──────── DATASET SECTION

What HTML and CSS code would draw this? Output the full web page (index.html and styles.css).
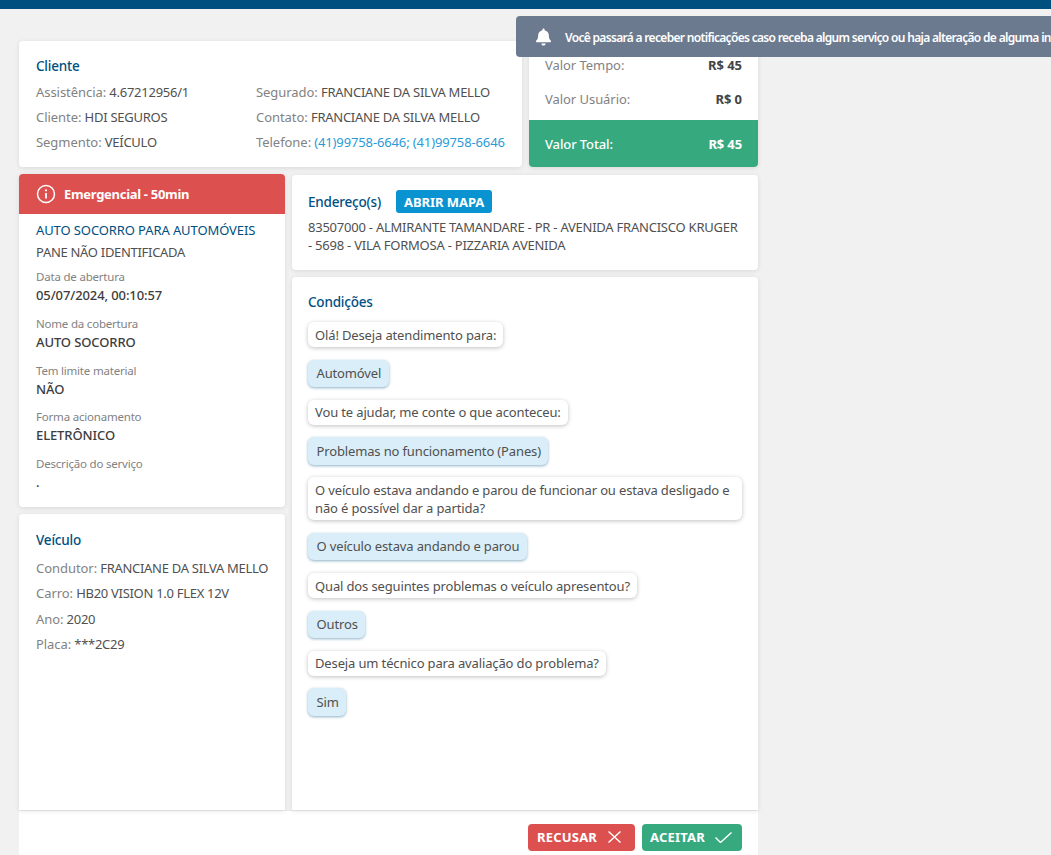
FILE: index.html
```html
<!DOCTYPE html>
<html lang="pt-BR">
<head>
<meta charset="utf-8">
<title>Serviço</title>
<link rel="stylesheet" href="styles.css">
</head>
<body>
<div class="topbar"></div>
<div class="toast">
  <svg class="bell" viewBox="0 0 448 512" width="15" height="18"><path fill="#fff" d="M224 512c35.300 0 64-28.700 64-64H160c0 35.300 28.700 64 64 64zm215.400-149.700c-19.300-20.800-55.500-52-55.500-154.300 0-77.700-54.500-139.900-127.900-155.200V32c0-17.700-14.300-32-32-32s-32 14.300-32 32v20.800C118.600 68.100 64.100 130.300 64.100 208c0 102.300-36.200 133.500-55.500 154.300-6 6.400-8.700 14.100-8.600 21.700.1 16.400 13 32 32.100 32h383.800c19.100 0 32-15.600 32.100-32 .1-7.600-2.600-15.300-8.600-21.700z"/></svg>
  <span class="toast-text">Você passará a receber notificações caso receba algum serviço ou haja alteração de alguma informação</span>
</div>
<main class="page">
  <div class="row-top">
    <section class="card client">
      <h2 class="title">Cliente</h2>
      <div class="client-grid">
        <div class="client-col first">
          <p class="line"><span class="lbl">Assistência:</span> 4.67212956/1</p>
          <p class="line"><span class="lbl">Cliente:</span> HDI SEGUROS</p>
          <p class="line"><span class="lbl">Segmento:</span> VEÍCULO</p>
        </div>
        <div class="client-col">
          <p class="line"><span class="lbl">Segurado:</span> FRANCIANE DA SILVA MELLO</p>
          <p class="line"><span class="lbl">Contato:</span> FRANCIANE DA SILVA MELLO</p>
          <p class="line"><span class="lbl">Telefone:</span> <span class="link">(41)99758-6646; (41)99758-6646</span></p>
        </div>
      </div>
    </section>
    <section class="card values">
      <div class="val-rows">
        <div class="val-row"><span class="lbl">Valor Tempo:</span><b>R$ 45</b></div>
        <div class="val-row"><span class="lbl">Valor Usuário:</span><b>R$ 0</b></div>
      </div>
      <div class="val-total"><span>Valor Total:</span><b>R$ 45</b></div>
    </section>
  </div>
  <div class="row-main">
    <div class="col-left">
      <section class="card service">
        <div class="urgency">
          <svg class="info" viewBox="0 0 20 20" width="20" height="20"><circle cx="10" cy="10" r="8.500" fill="none" stroke="#fff" stroke-width="1.500"/><path d="M10 9v5.500" stroke="#fff" stroke-width="1.800" fill="none"/><circle cx="10" cy="6.300" r="1.100" fill="#fff"/></svg>
          <span>Emergencial - 50min</span>
        </div>
        <div class="service-body">
          <h3 class="svc-title">AUTO SOCORRO PARA AUTOMÓVEIS</h3>
          <p class="svc-sub">PANE NÃO IDENTIFICADA</p>
          <div class="field"><span class="f-label">Data de abertura</span><span class="f-value">05/07/2024, 00:10:57</span></div>
          <div class="field"><span class="f-label">Nome da cobertura</span><span class="f-value">AUTO SOCORRO</span></div>
          <div class="field"><span class="f-label">Tem limite material</span><span class="f-value">NÃO</span></div>
          <div class="field"><span class="f-label">Forma acionamento</span><span class="f-value">ELETRÔNICO</span></div>
          <div class="field"><span class="f-label">Descrição do serviço</span><span class="f-value">.</span></div>
        </div>
      </section>
      <section class="card vehicle">
        <h2 class="title">Veículo</h2>
        <p class="vline"><span class="lbl">Condutor:</span> FRANCIANE DA SILVA MELLO</p>
        <p class="vline"><span class="lbl">Carro:</span> HB20 VISION 1.0 FLEX 12V</p>
        <p class="vline"><span class="lbl">Ano:</span> 2020</p>
        <p class="vline"><span class="lbl">Placa:</span> ***2C29</p>
      </section>
    </div>
    <div class="col-right">
      <section class="card address">
        <div class="addr-head"><h2 class="title">Endereço(s)</h2><span class="map-btn">ABRIR MAPA</span></div>
        <p class="addr-text">83507000 - ALMIRANTE TAMANDARE - PR - AVENIDA FRANCISCO KRUGER - 5698 - VILA FORMOSA - PIZZARIA AVENIDA</p>
      </section>
      <section class="card conditions">
        <h2 class="title">Condições</h2>
        <div class="chat">
          <div class="bubble">Olá! Deseja atendimento para:</div>
          <div class="bubble answer">Automóvel</div>
          <div class="bubble">Vou te ajudar, me conte o que aconteceu:</div>
          <div class="bubble answer">Problemas no funcionamento (Panes)</div>
          <div class="bubble">O veículo estava andando e parou de funcionar ou estava desligado e não é possível dar a partida?</div>
          <div class="bubble answer">O veículo estava andando e parou</div>
          <div class="bubble">Qual dos seguintes problemas o veículo apresentou?</div>
          <div class="bubble answer">Outros</div>
          <div class="bubble">Deseja um técnico para avaliação do problema?</div>
          <div class="bubble answer">Sim</div>
        </div>
      </section>
    </div>
  </div>
  <footer class="actions">
    <span class="btn refuse">RECUSAR
      <svg viewBox="0 0 13 12" width="13" height="12"><path d="M.5.500l12 11M12.500.500l-12 11" stroke="#fff" stroke-width="1.400" fill="none"/></svg>
    </span>
    <span class="btn accept">ACEITAR
      <svg viewBox="0 0 17 11" width="17" height="11"><path d="M.5 5.500l5 5L16.500.500" stroke="#fff" stroke-width="1.400" fill="none"/></svg>
    </span>
  </footer>
</main>
</body>
</html>
```
FILE: styles.css
```css
* { box-sizing: border-box; }
html, body { margin: 0; height: 855px; overflow: hidden; }
body {
  background: #f1f1f1;
  font-family: "Noto Sans", "Open Sans", sans-serif;
  font-size: 13px;
  color: #505050;
}
p, h2, h3 { margin: 0; font-weight: 400; }
.topbar { height: 9px; background: #00507f; }
.toast {
  position: absolute;
  top: 16px;
  left: 516px;
  width: 535px;
  height: 41px;
  background: #6c7a8f;
  border-radius: 4px 0 0 4px;
  color: #fff;
  display: flex;
  align-items: center;
  padding-left: 20px;
  overflow: hidden;
  white-space: nowrap;
  font-size: 12px;
  font-weight: 600;
  z-index: 2;
}
.bell { flex: none; margin-right: 14px; }
.toast-text { letter-spacing: -0.68px; padding-top: 2px; }
.page { width: 739px; margin-left: 19px; padding-top: 32px; }
.card { background: #fff; border-radius: 4px; box-shadow: 0 1px 5px rgba(0,0,0,.1); }
.row-top { display: flex; gap: 7px; height: 126px; }
.client { width: 503px; padding: 16px 15px 0 17px; }
.title { color: #00507f; font-size: 13.500px; line-height: 18px; letter-spacing: -0.2px; font-weight: 500; }
.client-grid { display: flex; margin-top: 5px; }
.client-col.first { width: 220px; }
.line { line-height: 25px; letter-spacing: -0.25px; white-space: nowrap; }
.lbl { color: #828282; letter-spacing: -0.05px; }
.link { color: #2b9bd6; letter-spacing: -0.13px; }
.values { width: 229px; display: flex; flex-direction: column; overflow: hidden; }
.val-rows { flex: 1; padding: 7px 16px 4px; display: flex; flex-direction: column; justify-content: flex-end; }
.val-row { display: flex; justify-content: space-between; height: 34px; align-items: center; letter-spacing: -0.05px; }
.val-row b, .val-total b { font-weight: 700; }
.val-row b { color: #444; }
.val-total {
  height: 47px;
  background: #36a97f;
  color: #fff;
  display: flex;
  justify-content: space-between;
  align-items: center;
  padding: 0 16px;
  font-weight: 500;
  letter-spacing: -0.12px;
}
.row-main { display: flex; gap: 7px; margin-top: 7px; height: 636px; }
.col-left { width: 266px; display: flex; flex-direction: column; gap: 7px; }
.col-right { width: 466px; display: flex; flex-direction: column; gap: 7px; padding-top: 1px; }
.service { height: 333px; overflow: hidden; }
.urgency {
  height: 40px;
  background: #dd5050;
  color: #fff;
  display: flex;
  align-items: center;
  gap: 8px;
  padding-left: 17px;
  font-weight: 700;
  letter-spacing: -0.3px;
}
.service-body { padding: 7px 17px 0; }
.svc-title { color: #00507f; font-size: 13px; line-height: 18px; letter-spacing: -0.1px; }
.svc-sub { line-height: 20px; margin-top: 3px; letter-spacing: -0.3px; }
.field { display: flex; flex-direction: column; margin-top: 7px; margin-bottom: 10.250px; }
.f-label { font-size: 11.500px; line-height: 16px; color: #828282; letter-spacing: -0.2px; }
.f-value { line-height: 20.500px; font-weight: 500; color: #3c3c3c; letter-spacing: -0.1px; }
.vehicle { flex: 1; padding: 17px 8px 0 17px; border-radius: 4px 4px 0 0; }
.vehicle .title { margin-bottom: 7px; }
.vline { line-height: 25.300px; letter-spacing: -0.29px; white-space: nowrap; }
.address { height: 95px; padding: 15px 17px 0 16px; }
.addr-head { display: flex; align-items: center; gap: 15px; }
.map-btn {
  background: #0a93d1;
  color: #fff;
  border-radius: 3px;
  height: 23px;
  padding: 0 8px;
  display: flex;
  align-items: center;
  font-weight: 700;
  letter-spacing: -0.05px;
}
.addr-text { margin-top: 5px; line-height: 18px; letter-spacing: -0.23px; }
.conditions { flex: 1; padding: 16px 16px 0; border-radius: 4px 4px 0 0; }
.chat { display: flex; flex-direction: column; align-items: flex-start; gap: 12.600px; margin-top: 11px; }
.bubble {
  background: #fff;
  border-radius: 6px;
  box-shadow: 0 1px 4px rgba(0,0,0,.25);
  padding: 3.500px 7px;
  line-height: 18px;
  letter-spacing: -0.14px;
  max-width: 435px;
}
.bubble.answer {
  background: #d9eef8;
  box-shadow: 0 1px 3px rgba(0,80,127,.45);
  padding: 4.500px 7.500px 4.500px 8.500px;
  line-height: 18.500px;
}
.actions {
  height: 45px;
  background: #fff;
  border-top: 1px solid #eaeaea;
  display: flex;
  justify-content: flex-end;
  align-items: flex-start;
  gap: 7px;
  padding: 13px 16px 0 0;
}
.btn {
  height: 27px;
  border-radius: 4px;
  color: #fff;
  font-weight: 700;
  display: flex;
  align-items: center;
  gap: 11px;
  padding: 0 9px 1px;
  letter-spacing: 0.2px;
}
.refuse { background: #dd5050; width: 107px; }
.accept { background: #36a97f; width: 100px; padding-left: 8px; gap: 10px; }
```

────────────────

EXERCISE DETAILS = Nothing but a number is needed here: how many lines hold the string "index"?

EXERCISE RESPONSE = 3